Su decisione della mamma Novella Corsi, Vasco inizia a frequentare la scuola di canto del maestro Bononcini a Modena e la passione contagia i suoi compagni di scorribande. «Due volte a settimana partivamo in corriera da Zocca e scendevamo in città per seguire le lezioni di musica. Eravamo in cinque – continua Valisi –: io suonavo la chitarra ritmica, Alvaro Tebaldi il basso, Marco Rossi (cugino di Vasco) la batteria, Marco Gherardi ancora la chitarra e Vasco era la nostra voce. Ricordo ancora quando Vasco vinse l’Usignolo d’oro al Comunale e noi eravamo in platea a fare il tifo per lui».

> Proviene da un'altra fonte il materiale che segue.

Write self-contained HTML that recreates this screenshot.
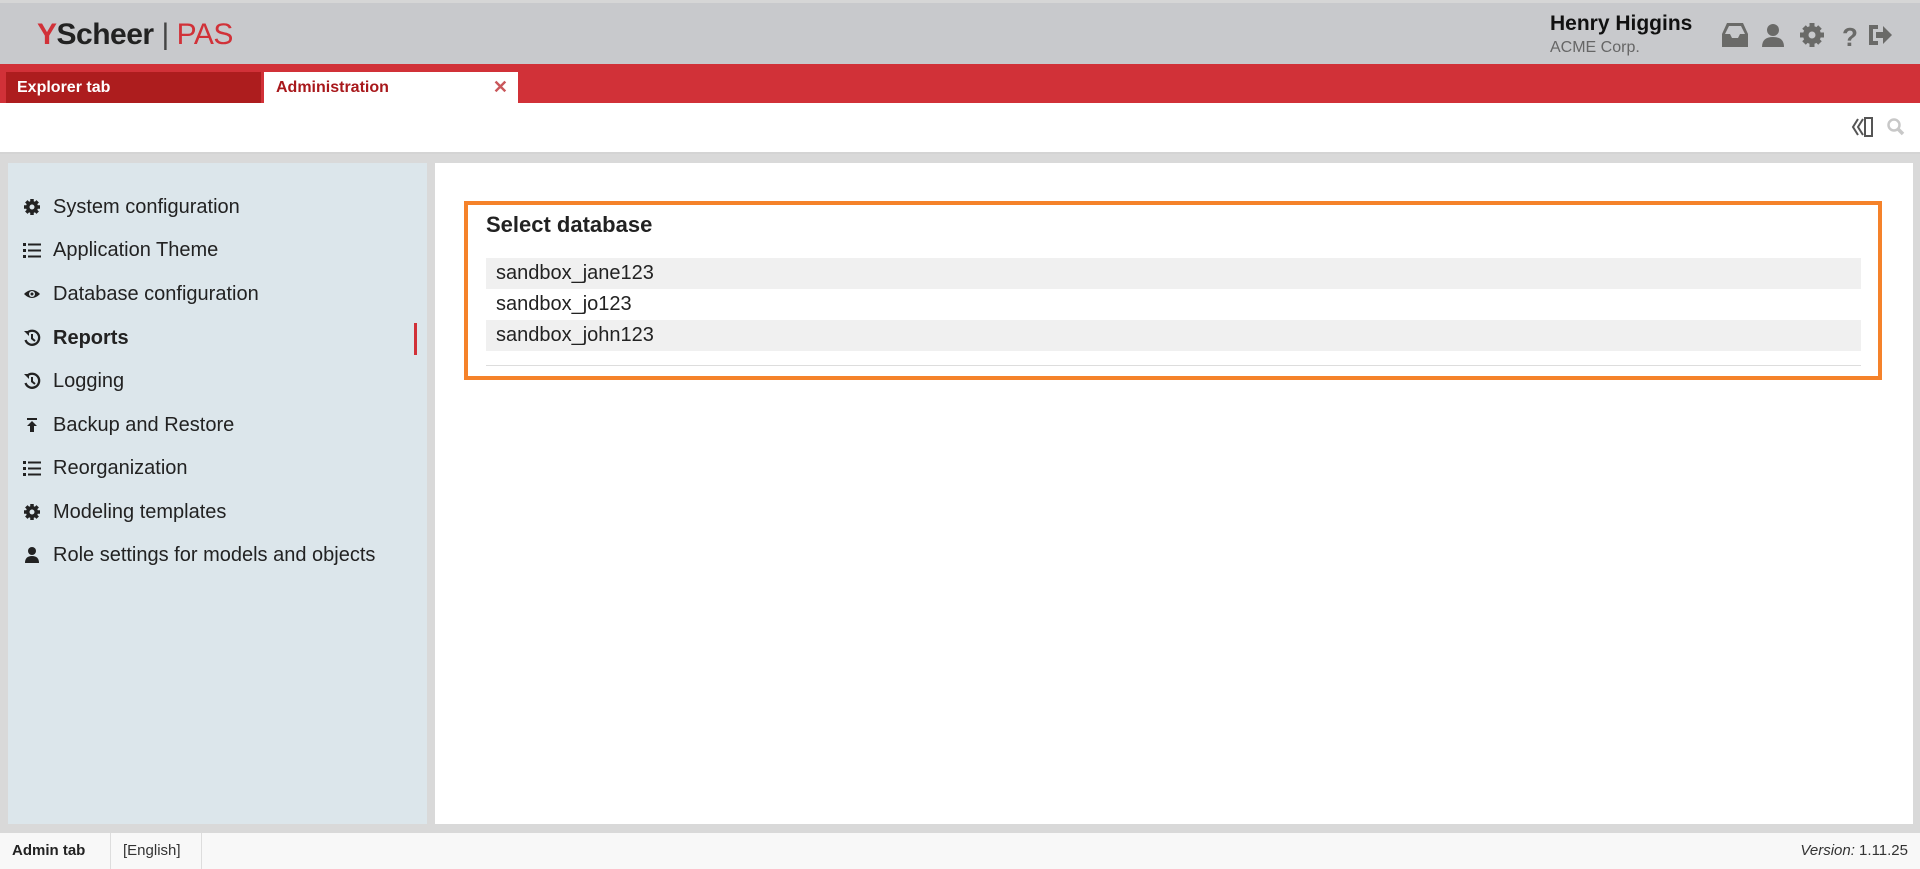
<!DOCTYPE html>
<html><head><meta charset="utf-8"><style>
*{box-sizing:border-box;margin:0;padding:0}
body{width:1920px;height:869px;overflow:hidden;font-family:"Liberation Sans",sans-serif;background:#d9d9d9;position:relative;color:#222}
.abs{position:absolute}
#hdr{left:0;top:0;width:1920px;height:64px;background:#c8c9cc;border-top:3px solid #d6d6d6}
#red{left:0;top:64px;width:1920px;height:39px;background:#d13138}
#tb{left:0;top:103px;width:1920px;height:51px;background:#fff;border-bottom:2px solid #d4d4d4}
#side{left:8px;top:163px;width:419px;height:661px;background:#dce6eb}
#main{left:435px;top:163px;width:1478px;height:661px;background:#fff}
#foot{left:0;top:833px;width:1920px;height:36px;background:#f8f8f8;font-size:15px}
.item{position:absolute;left:45px;font-size:20px;color:#222;line-height:24px;white-space:nowrap}
.ic{position:absolute;left:-30px;top:3px;width:18px;height:18px}
.row{position:absolute;left:486px;width:1375px;height:31px;font-size:20px;line-height:31px;padding-left:10px;color:#222}
</style></head><body>
<div id="hdr" class="abs">
 <div class="abs" style="left:37px;top:15px;font-size:30px;line-height:34px;color:#222;letter-spacing:-0.5px;white-space:nowrap">
  <span style="color:#d13138;font-weight:bold">Y</span><span style="font-weight:bold">Scheer</span> <span style="color:#444;font-weight:300">|</span><span style="color:#d13138;font-weight:300"> PAS</span>
 </div>
 <div class="abs" style="left:1550px;top:9px;font-size:21px;font-weight:bold;color:#111">Henry Higgins</div>
 <div class="abs" style="left:1550px;top:36px;font-size:16px;color:#666">ACME Corp.</div>
 <svg class="abs" style="left:1720px;top:17px" width="190" height="30" viewBox="0 0 190 30">
  <g fill="#6a6a68">
   <path d="M2 14 L7 3 H23 L28 14 V27 H2 Z M5 14 H10 L12 18 H18 L20 14 H25 L21 6 H9 Z" fill-rule="evenodd"/>
   <circle cx="53" cy="10" r="6"/><path d="M42 27 Q42 17 53 17 Q64 17 64 27 Z"/>
   <g stroke="#6a6a68" stroke-width="5"><path d="M92 3V27M80 15H104M84 7L100 23M100 7L84 23"/></g>
   <circle cx="92" cy="15" r="9"/>
   <circle cx="92" cy="15" r="3.5" fill="#c8c9cc"/>
   <text x="122" y="26" font-family="Liberation Sans" font-weight="bold" font-size="26" fill="#6a6a68">?</text>
   <path d="M149 5 H158 V9 H153 V21 H158 V25 H149 Z"/><path d="M156 12 H163 V6 L172 15 L163 24 V18 H156 Z"/>
  </g>
 </svg>
</div>
<div id="red" class="abs">
 <div class="abs" style="left:6px;top:8px;width:255px;height:31px;background:#ad1d1e;color:#fff;font-weight:bold;font-size:16px;line-height:31px;padding-left:11px">Explorer tab</div>
 <div class="abs" style="left:264px;top:8px;width:254px;height:31px;background:#fff;color:#a8181b;font-weight:bold;font-size:16px;line-height:31px;padding-left:12px">Administration<span style="position:absolute;right:10px;color:#c9575b;font-size:18px">✕</span></div>
</div>
<div id="tb" class="abs">
 <svg class="abs" style="left:1850px;top:12px" width="60" height="26" viewBox="0 0 60 26">
  <path d="M8 4 L3 12 L8 20 M13 4 L8 12 L13 20 M15 3 H22 V21 H15 Z" fill="none" stroke="#555" stroke-width="2"/>
  <circle cx="44" cy="10" r="5.5" fill="none" stroke="#c8c8c8" stroke-width="2.5"/><path d="M48 14 L53 19" stroke="#c8c8c8" stroke-width="3.5"/>
 </svg>
</div>
<div id="side" class="abs">
 <div class="item" style="top:32px"><svg class="ic" viewBox="0 0 18 18"><g stroke="#222" stroke-width="3.5"><path d="M9 1V17M1 9H17M3.3 3.3L14.7 14.7M14.7 3.3L3.3 14.7"/></g><circle cx="9" cy="9" r="6" fill="#222"/><circle cx="9" cy="9" r="2.5" fill="#dce6eb"/></svg>System configuration</div>
 <div class="item" style="top:75px"><svg class="ic" viewBox="0 0 18 18" fill="#222"><rect x="0" y="2" width="3" height="3"/><rect x="0" y="8" width="3" height="3"/><rect x="0" y="14" width="3" height="3"/><rect x="5" y="2.5" width="13" height="2"/><rect x="5" y="8.5" width="13" height="2"/><rect x="5" y="14.5" width="13" height="2"/></svg>Application Theme</div>
 <div class="item" style="top:119px"><svg class="ic" viewBox="0 0 18 18"><path d="M1 9 Q9 1 17 9 Q9 17 1 9Z" fill="#222"/><circle cx="9" cy="9" r="3" fill="#dce6eb"/><circle cx="9" cy="9" r="1.5" fill="#222"/></svg>Database configuration</div>
 <div class="item" style="top:163px;font-weight:bold"><svg class="ic" viewBox="0 0 18 18"><path d="M4 4 A7 7 0 1 1 2.5 11" fill="none" stroke="#222" stroke-width="2.3"/><path d="M1 2 L6 2 L6 7Z" fill="#222"/><path d="M9 5 V9.5 L12 12" fill="none" stroke="#222" stroke-width="2"/></svg>Reports</div>
 <div class="item" style="top:206px"><svg class="ic" viewBox="0 0 18 18"><path d="M4 4 A7 7 0 1 1 2.5 11" fill="none" stroke="#222" stroke-width="2.3"/><path d="M1 2 L6 2 L6 7Z" fill="#222"/><path d="M9 5 V9.5 L12 12" fill="none" stroke="#222" stroke-width="2"/></svg>Logging</div>
 <div class="item" style="top:250px"><svg class="ic" viewBox="0 0 18 18" fill="#222"><rect x="4" y="2" width="10" height="2"/><path d="M9 5 L14 10 H11 V16 H7 V10 H4Z"/></svg>Backup and Restore</div>
 <div class="item" style="top:293px"><svg class="ic" viewBox="0 0 18 18" fill="#222"><rect x="0" y="2" width="3" height="3"/><rect x="0" y="8" width="3" height="3"/><rect x="0" y="14" width="3" height="3"/><rect x="5" y="2.5" width="13" height="2"/><rect x="5" y="8.5" width="13" height="2"/><rect x="5" y="14.5" width="13" height="2"/></svg>Reorganization</div>
 <div class="item" style="top:337px"><svg class="ic" viewBox="0 0 18 18"><g stroke="#222" stroke-width="3.5"><path d="M9 1V17M1 9H17M3.3 3.3L14.7 14.7M14.7 3.3L3.3 14.7"/></g><circle cx="9" cy="9" r="6" fill="#222"/><circle cx="9" cy="9" r="2.5" fill="#dce6eb"/></svg>Modeling templates</div>
 <div class="item" style="top:380px"><svg class="ic" viewBox="0 0 18 18" fill="#222"><circle cx="9" cy="5" r="4"/><path d="M2 17 Q2 10 9 10 Q16 10 16 17Z"/></svg>Role settings for models and objects</div>
 <div class="abs" style="left:406px;top:160px;width:3px;height:32px;background:#d13138"></div>
</div>
<div id="main" class="abs"></div>
<div class="abs" style="left:464px;top:201px;width:1418px;height:179px;border:4px solid #f5822a;background:#fff"></div>
<div class="abs" style="left:486px;top:212px;font-size:22px;font-weight:bold;color:#222">Select database</div>
<div class="row" style="top:258px;background:#f0f0f0">sandbox_jane123</div>
<div class="row" style="top:289px">sandbox_jo123</div>
<div class="row" style="top:320px;background:#f0f0f0">sandbox_john123</div>
<div class="abs" style="left:486px;top:365px;width:1375px;height:1px;background:#ddd"></div>
<div id="foot" class="abs">
 <div class="abs" style="left:0;top:0;width:111px;height:36px;line-height:36px;padding-left:12px;font-weight:bold;color:#222;border-right:1px solid #ddd">Admin tab</div>
 <div class="abs" style="left:111px;top:0;width:91px;height:36px;line-height:36px;padding-left:12px;color:#333;border-right:1px solid #ddd">[English]</div>
 <div class="abs" style="right:12px;top:0;line-height:36px;color:#333"><i>Version:</i> 1.11.25</div>
</div>
</body></html>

Giovanissima, il più grande del gruppo aveva 13 anni, la ‘combriccola’ del Blasco va e viene dall’appennino. I ‘Killer’ poi ‘The Little Boys’ («cambiavamo nome continuamente», assicura Valisi) cominciano ad affacciarsi al mondo musicale. «Strimpellavamo i brani dei Nomadi e dei Camaleonti. Quando potevamo ci intrufolavamo al ristorante Panoramic per spiare i complessi che animavano la sala da ballo. Allora c’era una band di Modena, i Cefra, che ci faceva addirittura salire sul palco per suonare una canzone». E in questo racconto non mancano aneddoti che sembrano dettati da un destino che ha già tutto chiaro. «Nel ‘65 andammo in motorino a vedere un concerto di Patty Pravo alla ‘Lucciola’ di Castel D’aiano. Era pieno zeppo di gente, ma Vasco, che era il più esile, venne accompagnato dalla folla fin sopra al palco. Mi vengono i brividi a pensare che negli anni ‘90 fu proprio Vasco a scrivere per lei ‘E dimmi che non vuoi morire’... era un segno premonitore».

Nel ‘67 l’avventura s’interrompe: «Mi trasferii a Spilamberto. Fu strano lasciare tutto – ammette malinconico Valisi -: con Vasco e gli altri eravamo una famiglia. I nostri incontri si diradarono nel tempo. Una volta, nel ‘70, mi disse addirittura che aveva smesso di cantare perché era diventato stonato, poi fortunatamente iniziò a Punto Radio e scoprì il suo talento». La gloria inizia a dare del ‘tu’ al rocker e Valisi ricorda le tappe di quell’ascesa: «Lo vidi in uno dei suoi primi concerti a Bazzano nel ‘76 quando ancora erano in pochi ad ascoltarlo, ma già nel ‘79 a Bologna era tutta un’altra storia». Arrivarono gli anni della droga («a Zocca non gliela perdonarono per lungo tempo») e poi dei successi indimenticabili come ‘Colpa d’Alfredo’ e ‘Sally’. «L’ultima volta che l’ho visto? A Zocca la scorsa estate: ci siamo messi a parlare mentre giocava a carte al Bibap. Abbiamo riso e ricordato i vecchi tempi. E ogni volta – confida Valisi – mi fa un certo effetto pensare che anch’io, seppur in piccolo, faccio parte della sua storia incredibile...».